Lathrolestes luteolator

Scientific classification
- Kingdom: Animalia
- Phylum: Arthropoda
- Clade: Pancrustacea
- Class: Insecta
- Order: Hymenoptera
- Family: Ichneumonidae
- Genus: Lathrolestes
- Species: L. luteolator
- Binomial name: Lathrolestes luteolator (Gravenhorst, 1829)
- Synonyms: L. caliroae (Rohwer, 1915); L. eriocampoides (Rohwer, 1915); L. gorskii (Ratzeburg, 1852); L. mentalis (Davis, 1897); L. nigriventris (Ashmead, 1902); L. scutellatus (Ashmead, 1890); L. suburbis (Davis, 1897);

= Lathrolestes luteolator =

- Authority: (Gravenhorst, 1829)
- Synonyms: L. caliroae (Rohwer, 1915), L. eriocampoides (Rohwer, 1915), L. gorskii (Ratzeburg, 1852), L. mentalis (Davis, 1897), L. nigriventris (Ashmead, 1902), L. scutellatus (Ashmead, 1890), L. suburbis (Davis, 1897)

Species of wasp

Lathrolestes luteolator is a species of wasp in the family Ichneumonidae. It is native to North America and is a parasitoid of various species of sawfly larvae. In the 1990s, it started to parasitise the larvae of the invasive amber-marked birch leaf miner in Alberta. When this pest spread to Alaska, the wasp was used in biological pest control.

==Ecology==
Like other parasitic wasps in the family Ichneumonidae, the adult female L. luteolator uses its ovipositor to lay eggs inside the body of its prey, usually the larval stage of a sawfly larva, often a leaf miner.
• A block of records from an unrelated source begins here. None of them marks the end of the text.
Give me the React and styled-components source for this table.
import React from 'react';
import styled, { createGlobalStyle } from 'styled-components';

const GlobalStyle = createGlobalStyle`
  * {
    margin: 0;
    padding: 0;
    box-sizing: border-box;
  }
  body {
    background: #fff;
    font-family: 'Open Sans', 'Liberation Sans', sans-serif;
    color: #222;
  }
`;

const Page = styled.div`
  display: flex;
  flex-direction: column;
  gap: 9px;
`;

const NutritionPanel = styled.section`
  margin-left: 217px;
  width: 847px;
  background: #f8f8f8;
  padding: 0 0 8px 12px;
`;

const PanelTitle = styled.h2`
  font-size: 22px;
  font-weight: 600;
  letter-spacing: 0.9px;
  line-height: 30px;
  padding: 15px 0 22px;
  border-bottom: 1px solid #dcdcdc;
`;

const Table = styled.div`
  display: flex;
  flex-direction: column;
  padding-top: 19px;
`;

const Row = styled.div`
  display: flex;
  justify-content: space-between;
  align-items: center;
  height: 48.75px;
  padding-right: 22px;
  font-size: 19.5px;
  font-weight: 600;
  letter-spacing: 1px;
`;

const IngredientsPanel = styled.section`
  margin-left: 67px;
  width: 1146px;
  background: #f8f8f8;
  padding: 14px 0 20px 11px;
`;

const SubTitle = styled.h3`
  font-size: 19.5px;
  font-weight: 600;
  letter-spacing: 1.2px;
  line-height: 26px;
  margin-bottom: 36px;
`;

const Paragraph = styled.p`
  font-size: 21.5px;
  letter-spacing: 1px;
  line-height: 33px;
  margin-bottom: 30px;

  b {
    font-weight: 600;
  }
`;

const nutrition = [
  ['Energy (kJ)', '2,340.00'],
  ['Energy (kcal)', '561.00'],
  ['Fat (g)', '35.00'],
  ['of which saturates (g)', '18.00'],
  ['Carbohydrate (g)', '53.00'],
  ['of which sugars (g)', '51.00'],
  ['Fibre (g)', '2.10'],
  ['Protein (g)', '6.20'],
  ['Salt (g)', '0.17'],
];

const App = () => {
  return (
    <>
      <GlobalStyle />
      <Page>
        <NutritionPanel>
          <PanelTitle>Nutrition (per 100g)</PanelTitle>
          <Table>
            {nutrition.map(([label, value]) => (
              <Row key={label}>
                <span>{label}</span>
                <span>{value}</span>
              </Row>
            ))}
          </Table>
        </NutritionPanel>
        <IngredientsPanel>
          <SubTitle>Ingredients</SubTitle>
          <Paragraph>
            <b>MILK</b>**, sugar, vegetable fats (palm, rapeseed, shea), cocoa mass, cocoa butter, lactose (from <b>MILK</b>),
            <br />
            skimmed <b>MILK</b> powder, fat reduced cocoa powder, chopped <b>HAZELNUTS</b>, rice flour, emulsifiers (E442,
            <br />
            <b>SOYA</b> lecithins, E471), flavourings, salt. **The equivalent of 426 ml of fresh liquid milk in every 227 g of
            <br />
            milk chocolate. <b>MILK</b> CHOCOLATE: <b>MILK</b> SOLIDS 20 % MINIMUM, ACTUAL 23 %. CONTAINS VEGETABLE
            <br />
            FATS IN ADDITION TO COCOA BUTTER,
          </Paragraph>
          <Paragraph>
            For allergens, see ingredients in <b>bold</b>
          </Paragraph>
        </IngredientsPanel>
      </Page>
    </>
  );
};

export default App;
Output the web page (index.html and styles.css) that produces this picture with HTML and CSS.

When the eggs hatch, the carnivorous larvae live in and consume the body of their host. Various sawfly larvae are attacked including the red oak leaf miner (Profenusa alumna). In Alberta, the host is the "pear slug" (Caliroa cerasi), which is not a mollusc but the larva of a sawfly.

However, in Alberta in the early 1990s, the wasp adopted a new host and started parasitising the amber-marked birch leaf miner (Profenusa thomsoni), an invasive species that had appeared in the province twenty years earlier and become a major pest of birch trees (Betula). A dramatic collapse in populations of the leaf miner followed, and numbers remain low, seemingly kept under control by the parasitic wasp.

By 2003 the range of the amber-marked birch leaf miner had extended into Alaska, and it was spreading, first throughout the Anchorage Basin, and later into the Eagle River watershed and the Matanuska-Susitna Valley and southwards to Bird Ridge, causing serious defoliation of birch trees. A biological control program of the pest using Lathrolestes luteolator was initiated in 2004.